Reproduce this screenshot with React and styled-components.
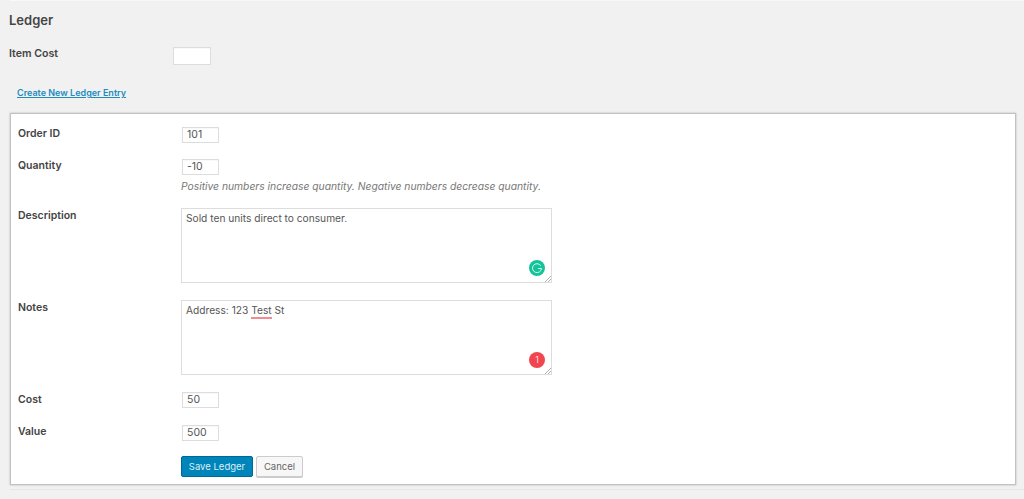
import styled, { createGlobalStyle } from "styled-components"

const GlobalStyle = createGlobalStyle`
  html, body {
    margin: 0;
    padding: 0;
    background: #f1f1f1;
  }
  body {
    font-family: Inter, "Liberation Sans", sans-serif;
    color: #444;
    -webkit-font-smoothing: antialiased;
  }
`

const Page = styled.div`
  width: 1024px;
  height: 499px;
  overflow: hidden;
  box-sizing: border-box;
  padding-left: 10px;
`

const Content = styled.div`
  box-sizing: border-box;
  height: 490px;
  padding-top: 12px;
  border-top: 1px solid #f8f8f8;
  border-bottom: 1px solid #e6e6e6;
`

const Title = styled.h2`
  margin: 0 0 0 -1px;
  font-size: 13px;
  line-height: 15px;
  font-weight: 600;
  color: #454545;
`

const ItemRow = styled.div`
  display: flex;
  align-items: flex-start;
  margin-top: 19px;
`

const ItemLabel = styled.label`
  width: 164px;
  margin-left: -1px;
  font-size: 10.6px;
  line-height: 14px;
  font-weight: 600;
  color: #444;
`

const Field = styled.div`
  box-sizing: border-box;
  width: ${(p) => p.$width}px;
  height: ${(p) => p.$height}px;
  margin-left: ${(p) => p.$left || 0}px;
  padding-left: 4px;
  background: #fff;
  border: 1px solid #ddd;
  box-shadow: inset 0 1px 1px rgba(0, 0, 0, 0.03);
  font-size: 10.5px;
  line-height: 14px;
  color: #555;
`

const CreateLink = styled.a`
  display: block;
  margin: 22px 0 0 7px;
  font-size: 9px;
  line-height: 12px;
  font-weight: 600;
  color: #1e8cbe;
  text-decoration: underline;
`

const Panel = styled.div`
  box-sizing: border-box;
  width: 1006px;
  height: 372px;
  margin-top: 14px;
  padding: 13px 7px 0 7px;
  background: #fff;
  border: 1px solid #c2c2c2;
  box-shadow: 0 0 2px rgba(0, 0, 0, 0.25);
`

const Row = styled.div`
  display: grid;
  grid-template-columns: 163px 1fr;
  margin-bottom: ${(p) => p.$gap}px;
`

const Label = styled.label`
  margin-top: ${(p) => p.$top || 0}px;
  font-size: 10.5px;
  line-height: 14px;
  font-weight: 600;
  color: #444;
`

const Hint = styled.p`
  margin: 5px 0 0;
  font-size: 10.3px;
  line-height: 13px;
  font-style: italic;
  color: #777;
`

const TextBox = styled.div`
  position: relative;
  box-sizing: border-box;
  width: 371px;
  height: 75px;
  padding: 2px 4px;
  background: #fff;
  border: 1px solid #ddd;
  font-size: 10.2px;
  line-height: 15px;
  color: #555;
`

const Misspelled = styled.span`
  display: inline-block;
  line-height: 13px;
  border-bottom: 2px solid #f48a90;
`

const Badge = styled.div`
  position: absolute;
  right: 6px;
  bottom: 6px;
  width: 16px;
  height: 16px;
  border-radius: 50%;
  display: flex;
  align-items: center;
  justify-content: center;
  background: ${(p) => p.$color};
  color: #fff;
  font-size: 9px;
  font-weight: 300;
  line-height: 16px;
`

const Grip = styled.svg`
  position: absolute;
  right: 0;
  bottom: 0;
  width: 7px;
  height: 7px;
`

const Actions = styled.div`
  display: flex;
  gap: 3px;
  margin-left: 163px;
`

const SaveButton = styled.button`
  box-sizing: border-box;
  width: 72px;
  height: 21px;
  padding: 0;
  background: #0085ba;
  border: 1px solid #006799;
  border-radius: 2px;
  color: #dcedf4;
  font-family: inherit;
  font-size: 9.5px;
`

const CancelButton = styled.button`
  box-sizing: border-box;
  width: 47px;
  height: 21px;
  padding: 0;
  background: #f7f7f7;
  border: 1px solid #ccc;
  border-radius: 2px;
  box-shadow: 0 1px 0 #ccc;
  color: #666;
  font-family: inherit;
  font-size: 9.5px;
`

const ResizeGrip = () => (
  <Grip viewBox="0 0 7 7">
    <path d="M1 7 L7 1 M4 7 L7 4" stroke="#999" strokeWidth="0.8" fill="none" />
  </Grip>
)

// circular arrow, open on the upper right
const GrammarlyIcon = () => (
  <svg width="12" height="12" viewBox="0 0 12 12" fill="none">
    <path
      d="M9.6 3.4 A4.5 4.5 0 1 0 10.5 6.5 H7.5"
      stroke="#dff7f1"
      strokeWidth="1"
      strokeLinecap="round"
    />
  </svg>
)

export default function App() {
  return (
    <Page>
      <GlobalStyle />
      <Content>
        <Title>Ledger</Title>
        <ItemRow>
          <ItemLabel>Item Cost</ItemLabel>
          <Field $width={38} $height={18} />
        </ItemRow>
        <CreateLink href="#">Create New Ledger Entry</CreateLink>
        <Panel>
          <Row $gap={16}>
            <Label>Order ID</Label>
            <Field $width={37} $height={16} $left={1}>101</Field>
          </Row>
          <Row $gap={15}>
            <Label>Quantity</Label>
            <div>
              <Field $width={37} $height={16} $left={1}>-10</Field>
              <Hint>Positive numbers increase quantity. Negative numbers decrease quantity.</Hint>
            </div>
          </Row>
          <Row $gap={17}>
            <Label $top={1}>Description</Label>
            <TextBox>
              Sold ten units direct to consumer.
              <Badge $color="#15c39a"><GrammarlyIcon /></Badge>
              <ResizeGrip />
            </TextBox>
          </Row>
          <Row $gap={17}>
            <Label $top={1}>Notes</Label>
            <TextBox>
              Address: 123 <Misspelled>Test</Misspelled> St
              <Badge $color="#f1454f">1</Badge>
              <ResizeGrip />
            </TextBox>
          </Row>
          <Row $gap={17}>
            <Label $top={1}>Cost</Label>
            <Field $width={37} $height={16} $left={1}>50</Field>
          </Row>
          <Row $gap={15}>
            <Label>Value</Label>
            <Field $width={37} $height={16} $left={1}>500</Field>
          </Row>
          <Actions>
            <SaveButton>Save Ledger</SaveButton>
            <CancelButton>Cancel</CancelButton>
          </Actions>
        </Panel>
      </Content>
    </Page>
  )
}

:: Work to complete ::
Except for the pictures, reproduce every line exactly.

:: Correct answer ::
Reproduce this screenshot with React and styled-components.
import styled, { createGlobalStyle } from "styled-components"

const GlobalStyle = createGlobalStyle`
  html, body {
    margin: 0;
    padding: 0;
    background: #f1f1f1;
  }
  body {
    font-family: Inter, "Liberation Sans", sans-serif;
    color: #444;
    -webkit-font-smoothing: antialiased;
  }
`

const Page = styled.div`
  width: 1024px;
  height: 499px;
  overflow: hidden;
  box-sizing: border-box;
  padding-left: 10px;
`

const Content = styled.div`
  box-sizing: border-box;
  height: 490px;
  padding-top: 12px;
  border-top: 1px solid #f8f8f8;
  border-bottom: 1px solid #e6e6e6;
`

const Title = styled.h2`
  margin: 0 0 0 -1px;
  font-size: 13px;
  line-height: 15px;
  font-weight: 600;
  color: #454545;
`

const ItemRow = styled.div`
  display: flex;
  align-items: flex-start;
  margin-top: 19px;
`

const ItemLabel = styled.label`
  width: 164px;
  margin-left: -1px;
  font-size: 10.6px;
  line-height: 14px;
  font-weight: 600;
  color: #444;
`

const Field = styled.div`
  box-sizing: border-box;
  width: ${(p) => p.$width}px;
  height: ${(p) => p.$height}px;
  margin-left: ${(p) => p.$left || 0}px;
  padding-left: 4px;
  background: #fff;
  border: 1px solid #ddd;
  box-shadow: inset 0 1px 1px rgba(0, 0, 0, 0.03);
  font-size: 10.5px;
  line-height: 14px;
  color: #555;
`

const CreateLink = styled.a`
  display: block;
  margin: 22px 0 0 7px;
  font-size: 9px;
  line-height: 12px;
  font-weight: 600;
  color: #1e8cbe;
  text-decoration: underline;
`

const Panel = styled.div`
  box-sizing: border-box;
  width: 1006px;
  height: 372px;
  margin-top: 14px;
  padding: 13px 7px 0 7px;
  background: #fff;
  border: 1px solid #c2c2c2;
  box-shadow: 0 0 2px rgba(0, 0, 0, 0.25);
`

const Row = styled.div`
  display: grid;
  grid-template-columns: 163px 1fr;
  margin-bottom: ${(p) => p.$gap}px;
`

const Label = styled.label`
  margin-top: ${(p) => p.$top || 0}px;
  font-size: 10.5px;
  line-height: 14px;
  font-weight: 600;
  color: #444;
`

const Hint = styled.p`
  margin: 5px 0 0;
  font-size: 10.3px;
  line-height: 13px;
  font-style: italic;
  color: #777;
`

const TextBox = styled.div`
  position: relative;
  box-sizing: border-box;
  width: 371px;
  height: 75px;
  padding: 2px 4px;
  background: #fff;
  border: 1px solid #ddd;
  font-size: 10.2px;
  line-height: 15px;
  color: #555;
`

const Misspelled = styled.span`
  display: inline-block;
  line-height: 13px;
  border-bottom: 2px solid #f48a90;
`

const Badge = styled.div`
  position: absolute;
  right: 6px;
  bottom: 6px;
  width: 16px;
  height: 16px;
  border-radius: 50%;
  display: flex;
  align-items: center;
  justify-content: center;
  background: ${(p) => p.$color};
  color: #fff;
  font-size: 9px;
  font-weight: 300;
  line-height: 16px;
`

const Grip = styled.svg`
  position: absolute;
  right: 0;
  bottom: 0;
  width: 7px;
  height: 7px;
`

const Actions = styled.div`
  display: flex;
  gap: 3px;
  margin-left: 163px;
`

const SaveButton = styled.button`
  box-sizing: border-box;
  width: 72px;
  height: 21px;
  padding: 0;
  background: #0085ba;
  border: 1px solid #006799;
  border-radius: 2px;
  color: #dcedf4;
  font-family: inherit;
  font-size: 9.5px;
`

const CancelButton = styled.button`
  box-sizing: border-box;
  width: 47px;
  height: 21px;
  padding: 0;
  background: #f7f7f7;
  border: 1px solid #ccc;
  border-radius: 2px;
  box-shadow: 0 1px 0 #ccc;
  color: #666;
  font-family: inherit;
  font-size: 9.5px;
`

const ResizeGrip = () => (
  <Grip viewBox="0 0 7 7">
    <path d="M1 7 L7 1 M4 7 L7 4" stroke="#999" strokeWidth="0.8" fill="none" />
  </Grip>
)

// circular arrow, open on the upper right
const GrammarlyIcon = () => (
  <svg width="12" height="12" viewBox="0 0 12 12" fill="none">
    <path
      d="M9.6 3.4 A4.5 4.5 0 1 0 10.5 6.5 H7.5"
      stroke="#dff7f1"
      strokeWidth="1"
      strokeLinecap="round"
    />
  </svg>
)

export default function App() {
  return (
    <Page>
      <GlobalStyle />
      <Content>
        <Title>Ledger</Title>
        <ItemRow>
          <ItemLabel>Item Cost</ItemLabel>
          <Field $width={38} $height={18} />
        </ItemRow>
        <CreateLink href="#">Create New Ledger Entry</CreateLink>
        <Panel>
          <Row $gap={16}>
            <Label>Order ID</Label>
            <Field $width={37} $height={16} $left={1}>101</Field>
          </Row>
          <Row $gap={15}>
            <Label>Quantity</Label>
            <div>
              <Field $width={37} $height={16} $left={1}>-10</Field>
              <Hint>Positive numbers increase quantity. Negative numbers decrease quantity.</Hint>
            </div>
          </Row>
          <Row $gap={17}>
            <Label $top={1}>Description</Label>
            <TextBox>
              Sold ten units direct to consumer.
              <Badge $color="#15c39a"><GrammarlyIcon /></Badge>
              <ResizeGrip />
            </TextBox>
          </Row>
          <Row $gap={17}>
            <Label $top={1}>Notes</Label>
            <TextBox>
              Address: 123 <Misspelled>Test</Misspelled> St
              <Badge $color="#f1454f">1</Badge>
              <ResizeGrip />
            </TextBox>
          </Row>
          <Row $gap={17}>
            <Label $top={1}>Cost</Label>
            <Field $width={37} $height={16} $left={1}>50</Field>
          </Row>
          <Row $gap={15}>
            <Label>Value</Label>
            <Field $width={37} $height={16} $left={1}>500</Field>
          </Row>
          <Actions>
            <SaveButton>Save Ledger</SaveButton>
            <CancelButton>Cancel</CancelButton>
          </Actions>
        </Panel>
      </Content>
    </Page>
  )
}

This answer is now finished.